• _EXERCISE BRIEF_
Reproduce nothing but the lines from the start of the material through the line that includes "import React from 'react';", both ends included, and omit every picture.

• _DATASET SECTION_
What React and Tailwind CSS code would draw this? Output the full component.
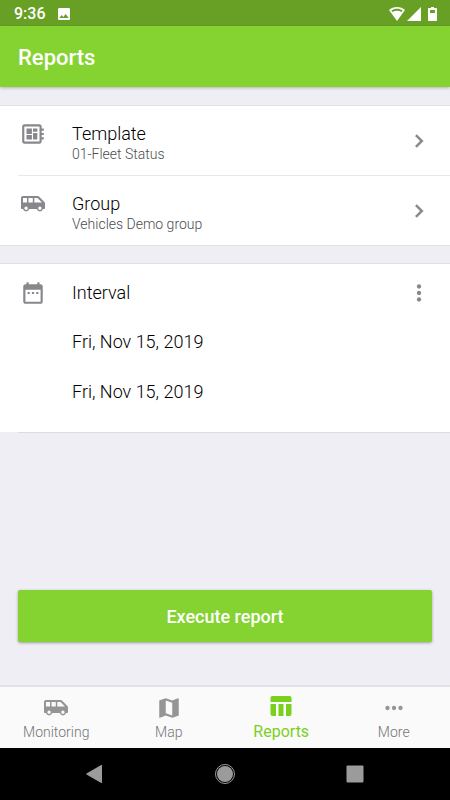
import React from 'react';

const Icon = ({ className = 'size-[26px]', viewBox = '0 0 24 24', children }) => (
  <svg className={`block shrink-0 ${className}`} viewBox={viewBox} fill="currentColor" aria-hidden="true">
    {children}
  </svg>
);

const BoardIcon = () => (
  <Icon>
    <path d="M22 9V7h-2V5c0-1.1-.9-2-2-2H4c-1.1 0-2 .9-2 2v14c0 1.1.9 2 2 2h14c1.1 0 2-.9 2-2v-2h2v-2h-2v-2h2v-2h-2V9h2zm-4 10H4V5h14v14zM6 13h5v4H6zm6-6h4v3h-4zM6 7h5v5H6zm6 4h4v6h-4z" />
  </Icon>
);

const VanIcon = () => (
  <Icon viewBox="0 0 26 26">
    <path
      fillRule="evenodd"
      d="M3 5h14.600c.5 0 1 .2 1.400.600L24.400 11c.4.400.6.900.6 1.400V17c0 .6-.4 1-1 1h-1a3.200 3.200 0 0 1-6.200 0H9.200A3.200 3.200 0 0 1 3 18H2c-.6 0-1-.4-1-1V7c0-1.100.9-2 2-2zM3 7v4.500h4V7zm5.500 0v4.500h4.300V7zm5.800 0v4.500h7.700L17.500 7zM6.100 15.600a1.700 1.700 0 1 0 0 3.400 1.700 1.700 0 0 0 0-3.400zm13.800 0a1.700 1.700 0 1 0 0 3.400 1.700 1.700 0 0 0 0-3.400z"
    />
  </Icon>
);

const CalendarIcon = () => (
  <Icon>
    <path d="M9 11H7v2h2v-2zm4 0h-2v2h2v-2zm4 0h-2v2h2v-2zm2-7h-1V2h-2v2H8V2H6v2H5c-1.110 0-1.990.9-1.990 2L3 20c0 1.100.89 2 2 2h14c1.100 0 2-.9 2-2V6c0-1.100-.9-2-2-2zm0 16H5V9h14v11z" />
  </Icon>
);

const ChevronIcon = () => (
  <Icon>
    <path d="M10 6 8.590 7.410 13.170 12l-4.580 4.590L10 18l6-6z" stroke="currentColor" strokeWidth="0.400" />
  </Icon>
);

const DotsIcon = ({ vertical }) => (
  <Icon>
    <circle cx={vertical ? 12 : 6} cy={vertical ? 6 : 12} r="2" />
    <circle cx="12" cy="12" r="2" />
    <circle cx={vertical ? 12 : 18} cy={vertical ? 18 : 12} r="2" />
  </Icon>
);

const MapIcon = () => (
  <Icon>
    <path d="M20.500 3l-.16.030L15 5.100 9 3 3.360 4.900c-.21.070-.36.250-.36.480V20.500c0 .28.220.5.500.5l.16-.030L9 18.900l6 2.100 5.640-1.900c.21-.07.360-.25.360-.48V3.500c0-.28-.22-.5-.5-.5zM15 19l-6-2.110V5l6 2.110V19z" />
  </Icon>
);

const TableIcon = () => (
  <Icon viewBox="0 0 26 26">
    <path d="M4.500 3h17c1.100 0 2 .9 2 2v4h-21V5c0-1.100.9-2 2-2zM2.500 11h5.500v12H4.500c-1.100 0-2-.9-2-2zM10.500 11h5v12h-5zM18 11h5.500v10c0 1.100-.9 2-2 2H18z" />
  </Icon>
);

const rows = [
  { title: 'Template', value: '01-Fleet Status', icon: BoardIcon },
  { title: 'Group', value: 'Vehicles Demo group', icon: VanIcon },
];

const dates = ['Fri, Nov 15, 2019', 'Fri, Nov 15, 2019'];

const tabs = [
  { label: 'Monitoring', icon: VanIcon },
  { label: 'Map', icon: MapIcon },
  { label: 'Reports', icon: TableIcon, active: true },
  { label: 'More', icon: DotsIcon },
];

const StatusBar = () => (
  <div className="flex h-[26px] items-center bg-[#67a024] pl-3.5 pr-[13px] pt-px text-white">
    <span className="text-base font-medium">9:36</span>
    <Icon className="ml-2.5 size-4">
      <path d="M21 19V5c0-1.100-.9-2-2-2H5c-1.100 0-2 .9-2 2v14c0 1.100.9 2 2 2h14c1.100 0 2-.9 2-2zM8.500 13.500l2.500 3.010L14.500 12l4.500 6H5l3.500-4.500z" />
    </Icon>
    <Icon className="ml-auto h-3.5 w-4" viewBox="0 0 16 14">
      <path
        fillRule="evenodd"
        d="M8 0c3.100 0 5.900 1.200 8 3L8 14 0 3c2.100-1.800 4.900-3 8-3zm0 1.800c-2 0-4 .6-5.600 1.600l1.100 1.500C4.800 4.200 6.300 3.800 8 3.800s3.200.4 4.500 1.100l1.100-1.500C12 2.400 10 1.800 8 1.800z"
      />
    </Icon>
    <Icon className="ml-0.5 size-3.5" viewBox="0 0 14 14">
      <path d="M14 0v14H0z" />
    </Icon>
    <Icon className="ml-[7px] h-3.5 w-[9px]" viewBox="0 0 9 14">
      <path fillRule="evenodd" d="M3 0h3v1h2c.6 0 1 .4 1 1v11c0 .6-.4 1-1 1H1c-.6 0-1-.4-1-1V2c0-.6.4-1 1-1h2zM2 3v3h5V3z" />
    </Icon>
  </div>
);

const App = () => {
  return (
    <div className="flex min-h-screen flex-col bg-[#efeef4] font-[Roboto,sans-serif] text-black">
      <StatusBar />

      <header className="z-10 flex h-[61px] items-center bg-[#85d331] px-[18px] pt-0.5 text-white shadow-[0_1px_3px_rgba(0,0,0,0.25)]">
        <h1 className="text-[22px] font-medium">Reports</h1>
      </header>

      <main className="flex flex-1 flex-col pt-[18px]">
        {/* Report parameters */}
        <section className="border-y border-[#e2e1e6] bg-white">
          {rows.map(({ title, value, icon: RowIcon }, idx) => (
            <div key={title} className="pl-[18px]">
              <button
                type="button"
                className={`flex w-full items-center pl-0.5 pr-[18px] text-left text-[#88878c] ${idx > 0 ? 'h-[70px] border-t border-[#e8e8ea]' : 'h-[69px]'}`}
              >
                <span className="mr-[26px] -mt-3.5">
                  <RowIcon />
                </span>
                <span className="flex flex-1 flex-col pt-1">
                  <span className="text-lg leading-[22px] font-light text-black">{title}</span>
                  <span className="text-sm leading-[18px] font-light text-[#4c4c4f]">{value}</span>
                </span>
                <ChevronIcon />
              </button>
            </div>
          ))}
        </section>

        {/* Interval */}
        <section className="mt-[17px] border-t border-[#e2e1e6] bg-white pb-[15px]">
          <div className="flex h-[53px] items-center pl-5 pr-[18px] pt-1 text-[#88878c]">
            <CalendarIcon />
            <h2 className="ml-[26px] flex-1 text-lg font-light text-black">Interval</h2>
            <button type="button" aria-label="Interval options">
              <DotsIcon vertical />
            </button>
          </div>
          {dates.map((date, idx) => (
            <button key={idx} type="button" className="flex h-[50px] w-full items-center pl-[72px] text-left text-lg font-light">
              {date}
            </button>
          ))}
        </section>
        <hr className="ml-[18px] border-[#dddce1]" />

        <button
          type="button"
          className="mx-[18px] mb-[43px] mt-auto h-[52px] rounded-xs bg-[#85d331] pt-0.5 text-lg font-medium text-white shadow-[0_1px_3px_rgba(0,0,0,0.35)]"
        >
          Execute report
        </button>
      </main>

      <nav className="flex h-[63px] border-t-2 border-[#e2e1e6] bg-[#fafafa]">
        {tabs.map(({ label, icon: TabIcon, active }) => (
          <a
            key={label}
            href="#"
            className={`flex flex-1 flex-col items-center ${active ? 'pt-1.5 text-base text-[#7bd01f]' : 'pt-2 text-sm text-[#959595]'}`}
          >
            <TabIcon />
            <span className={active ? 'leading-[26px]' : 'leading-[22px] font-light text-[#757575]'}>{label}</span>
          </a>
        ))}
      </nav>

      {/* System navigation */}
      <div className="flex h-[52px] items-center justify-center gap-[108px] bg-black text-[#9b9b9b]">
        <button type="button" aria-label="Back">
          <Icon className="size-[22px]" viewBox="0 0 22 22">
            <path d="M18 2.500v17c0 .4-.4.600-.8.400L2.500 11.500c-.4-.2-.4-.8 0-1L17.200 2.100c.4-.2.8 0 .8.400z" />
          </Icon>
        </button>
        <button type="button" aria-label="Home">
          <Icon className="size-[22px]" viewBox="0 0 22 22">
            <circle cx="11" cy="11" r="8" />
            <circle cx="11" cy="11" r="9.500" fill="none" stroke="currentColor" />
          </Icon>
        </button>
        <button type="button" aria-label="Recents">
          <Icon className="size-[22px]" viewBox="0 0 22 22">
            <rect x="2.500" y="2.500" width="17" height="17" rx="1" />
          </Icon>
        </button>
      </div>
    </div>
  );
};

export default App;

• _OUTPUT BELOW_
What React and Tailwind CSS code would draw this? Output the full component.
import React from 'react';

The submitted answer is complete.